| The problem |
Could you write out the records below exactly as they appear, leaving out any pictures?

--- BEGIN Material for this task ---

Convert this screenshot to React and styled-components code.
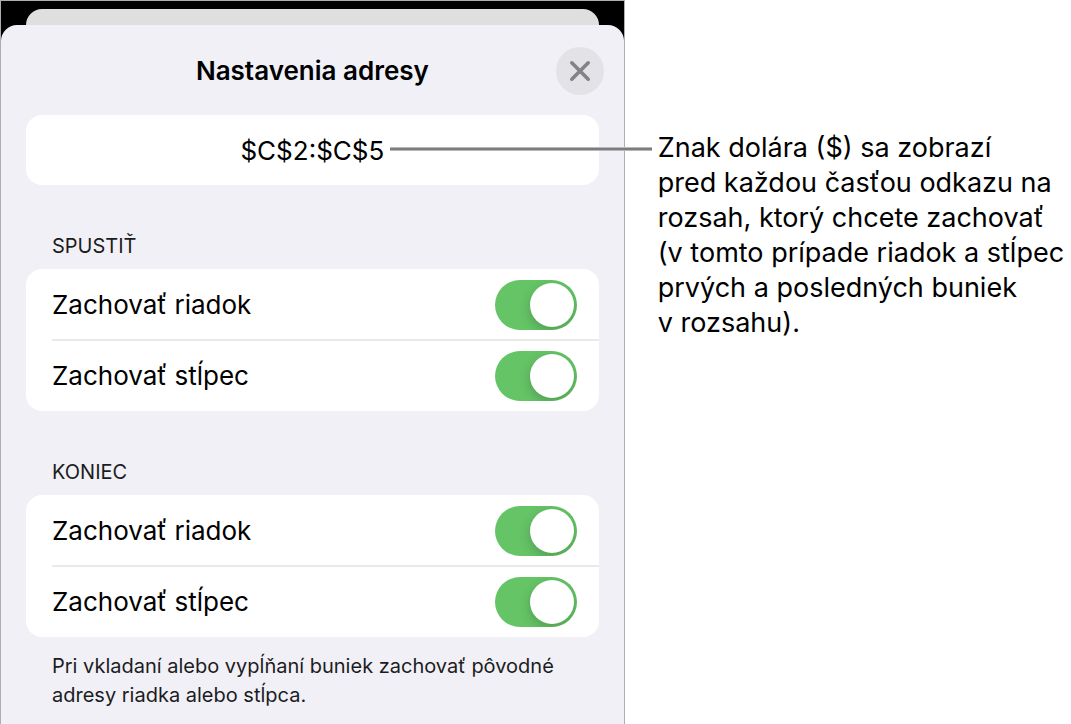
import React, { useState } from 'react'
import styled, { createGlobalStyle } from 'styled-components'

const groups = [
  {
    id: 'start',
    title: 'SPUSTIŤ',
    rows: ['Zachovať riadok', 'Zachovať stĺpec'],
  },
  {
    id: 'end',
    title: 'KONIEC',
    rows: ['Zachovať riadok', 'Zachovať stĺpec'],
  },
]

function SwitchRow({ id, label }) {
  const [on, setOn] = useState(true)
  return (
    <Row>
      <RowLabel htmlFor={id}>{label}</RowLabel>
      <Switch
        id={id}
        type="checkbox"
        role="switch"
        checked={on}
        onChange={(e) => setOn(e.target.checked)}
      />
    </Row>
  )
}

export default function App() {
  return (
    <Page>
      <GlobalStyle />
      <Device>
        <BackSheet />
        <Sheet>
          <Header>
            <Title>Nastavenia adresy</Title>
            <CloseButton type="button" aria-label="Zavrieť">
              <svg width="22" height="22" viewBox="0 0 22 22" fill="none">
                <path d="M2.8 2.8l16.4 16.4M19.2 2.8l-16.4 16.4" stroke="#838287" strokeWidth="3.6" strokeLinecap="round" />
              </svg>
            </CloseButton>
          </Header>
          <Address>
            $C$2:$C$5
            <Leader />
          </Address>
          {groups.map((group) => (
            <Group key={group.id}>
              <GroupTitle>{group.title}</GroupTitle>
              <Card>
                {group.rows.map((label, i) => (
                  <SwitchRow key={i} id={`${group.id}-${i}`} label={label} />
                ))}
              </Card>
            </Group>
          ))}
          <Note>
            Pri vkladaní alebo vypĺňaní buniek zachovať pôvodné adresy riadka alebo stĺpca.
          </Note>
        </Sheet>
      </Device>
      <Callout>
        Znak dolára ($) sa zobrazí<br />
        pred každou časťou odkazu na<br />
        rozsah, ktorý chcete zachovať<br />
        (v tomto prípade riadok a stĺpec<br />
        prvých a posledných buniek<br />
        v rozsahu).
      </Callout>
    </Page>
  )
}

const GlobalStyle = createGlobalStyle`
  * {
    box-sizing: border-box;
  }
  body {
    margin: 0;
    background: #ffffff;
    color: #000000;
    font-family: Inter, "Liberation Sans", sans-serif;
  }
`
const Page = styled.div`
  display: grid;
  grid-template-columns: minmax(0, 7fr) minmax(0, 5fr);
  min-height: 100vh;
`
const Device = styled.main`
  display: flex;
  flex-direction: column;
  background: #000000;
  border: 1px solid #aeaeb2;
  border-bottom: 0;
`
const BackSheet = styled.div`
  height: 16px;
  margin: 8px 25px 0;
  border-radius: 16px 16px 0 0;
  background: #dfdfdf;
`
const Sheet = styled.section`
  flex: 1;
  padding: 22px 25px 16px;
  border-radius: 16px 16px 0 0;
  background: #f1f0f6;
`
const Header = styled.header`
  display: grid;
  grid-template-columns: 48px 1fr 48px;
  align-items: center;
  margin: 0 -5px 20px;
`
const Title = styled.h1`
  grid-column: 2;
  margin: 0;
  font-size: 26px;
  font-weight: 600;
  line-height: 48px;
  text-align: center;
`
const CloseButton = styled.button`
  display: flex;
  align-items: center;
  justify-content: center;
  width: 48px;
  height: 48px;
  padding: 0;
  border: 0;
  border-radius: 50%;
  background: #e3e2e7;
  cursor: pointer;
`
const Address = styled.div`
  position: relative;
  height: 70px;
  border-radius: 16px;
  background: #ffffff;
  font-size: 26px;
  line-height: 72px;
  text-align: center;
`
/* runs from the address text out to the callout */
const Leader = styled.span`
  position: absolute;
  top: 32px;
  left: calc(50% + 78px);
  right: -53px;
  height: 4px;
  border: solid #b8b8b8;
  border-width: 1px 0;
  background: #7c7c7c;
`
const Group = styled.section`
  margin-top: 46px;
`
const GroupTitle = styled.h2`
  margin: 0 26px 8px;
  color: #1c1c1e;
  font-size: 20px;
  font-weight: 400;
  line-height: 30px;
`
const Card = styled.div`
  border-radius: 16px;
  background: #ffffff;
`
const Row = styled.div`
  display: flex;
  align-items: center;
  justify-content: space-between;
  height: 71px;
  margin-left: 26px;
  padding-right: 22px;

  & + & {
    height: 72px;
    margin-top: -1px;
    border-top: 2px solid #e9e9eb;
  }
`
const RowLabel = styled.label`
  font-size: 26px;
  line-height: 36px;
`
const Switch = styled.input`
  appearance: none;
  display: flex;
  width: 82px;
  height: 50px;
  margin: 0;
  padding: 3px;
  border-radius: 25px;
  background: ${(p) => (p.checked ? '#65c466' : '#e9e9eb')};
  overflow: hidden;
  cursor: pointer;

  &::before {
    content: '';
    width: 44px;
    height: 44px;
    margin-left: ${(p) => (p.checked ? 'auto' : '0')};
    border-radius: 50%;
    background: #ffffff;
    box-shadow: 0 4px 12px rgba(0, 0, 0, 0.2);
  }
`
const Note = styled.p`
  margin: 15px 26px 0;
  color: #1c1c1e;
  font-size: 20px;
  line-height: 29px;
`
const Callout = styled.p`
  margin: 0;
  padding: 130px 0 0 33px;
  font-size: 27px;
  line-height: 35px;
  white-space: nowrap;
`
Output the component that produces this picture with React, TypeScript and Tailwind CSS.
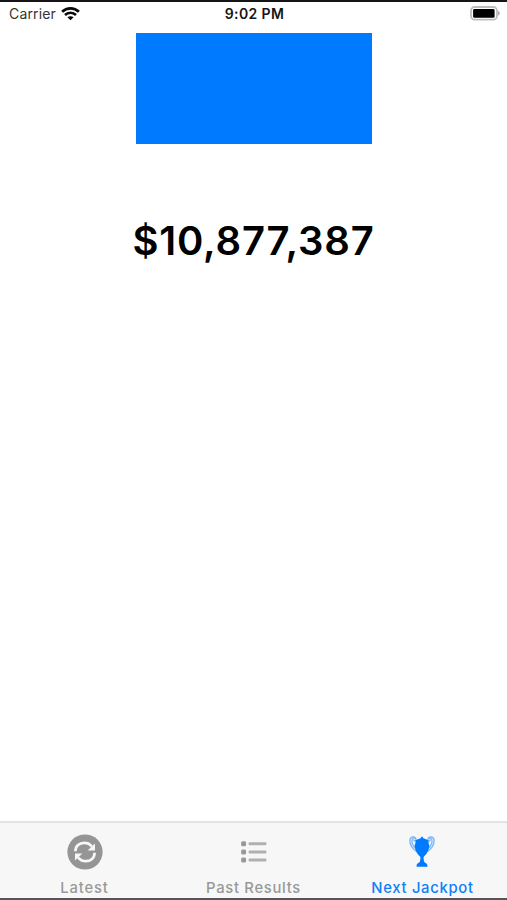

--- END Material for this task ---

| Exercise solution |
Convert this screenshot to React and styled-components code.
import React, { useState } from 'react'
import styled, { createGlobalStyle } from 'styled-components'

const groups = [
  {
    id: 'start',
    title: 'SPUSTIŤ',
    rows: ['Zachovať riadok', 'Zachovať stĺpec'],
  },
  {
    id: 'end',
    title: 'KONIEC',
    rows: ['Zachovať riadok', 'Zachovať stĺpec'],
  },
]

function SwitchRow({ id, label }) {
  const [on, setOn] = useState(true)
  return (
    <Row>
      <RowLabel htmlFor={id}>{label}</RowLabel>
      <Switch
        id={id}
        type="checkbox"
        role="switch"
        checked={on}
        onChange={(e) => setOn(e.target.checked)}
      />
    </Row>
  )
}

export default function App() {
  return (
    <Page>
      <GlobalStyle />
      <Device>
        <BackSheet />
        <Sheet>
          <Header>
            <Title>Nastavenia adresy</Title>
            <CloseButton type="button" aria-label="Zavrieť">
              <svg width="22" height="22" viewBox="0 0 22 22" fill="none">
                <path d="M2.8 2.8l16.4 16.4M19.2 2.8l-16.4 16.4" stroke="#838287" strokeWidth="3.6" strokeLinecap="round" />
              </svg>
            </CloseButton>
          </Header>
          <Address>
            $C$2:$C$5
            <Leader />
          </Address>
          {groups.map((group) => (
            <Group key={group.id}>
              <GroupTitle>{group.title}</GroupTitle>
              <Card>
                {group.rows.map((label, i) => (
                  <SwitchRow key={i} id={`${group.id}-${i}`} label={label} />
                ))}
              </Card>
            </Group>
          ))}
          <Note>
            Pri vkladaní alebo vypĺňaní buniek zachovať pôvodné adresy riadka alebo stĺpca.
          </Note>
        </Sheet>
      </Device>
      <Callout>
        Znak dolára ($) sa zobrazí<br />
        pred každou časťou odkazu na<br />
        rozsah, ktorý chcete zachovať<br />
        (v tomto prípade riadok a stĺpec<br />
        prvých a posledných buniek<br />
        v rozsahu).
      </Callout>
    </Page>
  )
}

const GlobalStyle = createGlobalStyle`
  * {
    box-sizing: border-box;
  }
  body {
    margin: 0;
    background: #ffffff;
    color: #000000;
    font-family: Inter, "Liberation Sans", sans-serif;
  }
`
const Page = styled.div`
  display: grid;
  grid-template-columns: minmax(0, 7fr) minmax(0, 5fr);
  min-height: 100vh;
`
const Device = styled.main`
  display: flex;
  flex-direction: column;
  background: #000000;
  border: 1px solid #aeaeb2;
  border-bottom: 0;
`
const BackSheet = styled.div`
  height: 16px;
  margin: 8px 25px 0;
  border-radius: 16px 16px 0 0;
  background: #dfdfdf;
`
const Sheet = styled.section`
  flex: 1;
  padding: 22px 25px 16px;
  border-radius: 16px 16px 0 0;
  background: #f1f0f6;
`
const Header = styled.header`
  display: grid;
  grid-template-columns: 48px 1fr 48px;
  align-items: center;
  margin: 0 -5px 20px;
`
const Title = styled.h1`
  grid-column: 2;
  margin: 0;
  font-size: 26px;
  font-weight: 600;
  line-height: 48px;
  text-align: center;
`
const CloseButton = styled.button`
  display: flex;
  align-items: center;
  justify-content: center;
  width: 48px;
  height: 48px;
  padding: 0;
  border: 0;
  border-radius: 50%;
  background: #e3e2e7;
  cursor: pointer;
`
const Address = styled.div`
  position: relative;
  height: 70px;
  border-radius: 16px;
  background: #ffffff;
  font-size: 26px;
  line-height: 72px;
  text-align: center;
`
/* runs from the address text out to the callout */
const Leader = styled.span`
  position: absolute;
  top: 32px;
  left: calc(50% + 78px);
  right: -53px;
  height: 4px;
  border: solid #b8b8b8;
  border-width: 1px 0;
  background: #7c7c7c;
`
const Group = styled.section`
  margin-top: 46px;
`
const GroupTitle = styled.h2`
  margin: 0 26px 8px;
  color: #1c1c1e;
  font-size: 20px;
  font-weight: 400;
  line-height: 30px;
`
const Card = styled.div`
  border-radius: 16px;
  background: #ffffff;
`
const Row = styled.div`
  display: flex;
  align-items: center;
  justify-content: space-between;
  height: 71px;
  margin-left: 26px;
  padding-right: 22px;

  & + & {
    height: 72px;
    margin-top: -1px;
    border-top: 2px solid #e9e9eb;
  }
`
const RowLabel = styled.label`
  font-size: 26px;
  line-height: 36px;
`
const Switch = styled.input`
  appearance: none;
  display: flex;
  width: 82px;
  height: 50px;
  margin: 0;
  padding: 3px;
  border-radius: 25px;
  background: ${(p) => (p.checked ? '#65c466' : '#e9e9eb')};
  overflow: hidden;
  cursor: pointer;

  &::before {
    content: '';
    width: 44px;
    height: 44px;
    margin-left: ${(p) => (p.checked ? 'auto' : '0')};
    border-radius: 50%;
    background: #ffffff;
    box-shadow: 0 4px 12px rgba(0, 0, 0, 0.2);
  }
`
const Note = styled.p`
  margin: 15px 26px 0;
  color: #1c1c1e;
  font-size: 20px;
  line-height: 29px;
`
const Callout = styled.p`
  margin: 0;
  padding: 130px 0 0 33px;
  font-size: 27px;
  line-height: 35px;
  white-space: nowrap;
`
Output the component that produces this picture with React, TypeScript and Tailwind CSS.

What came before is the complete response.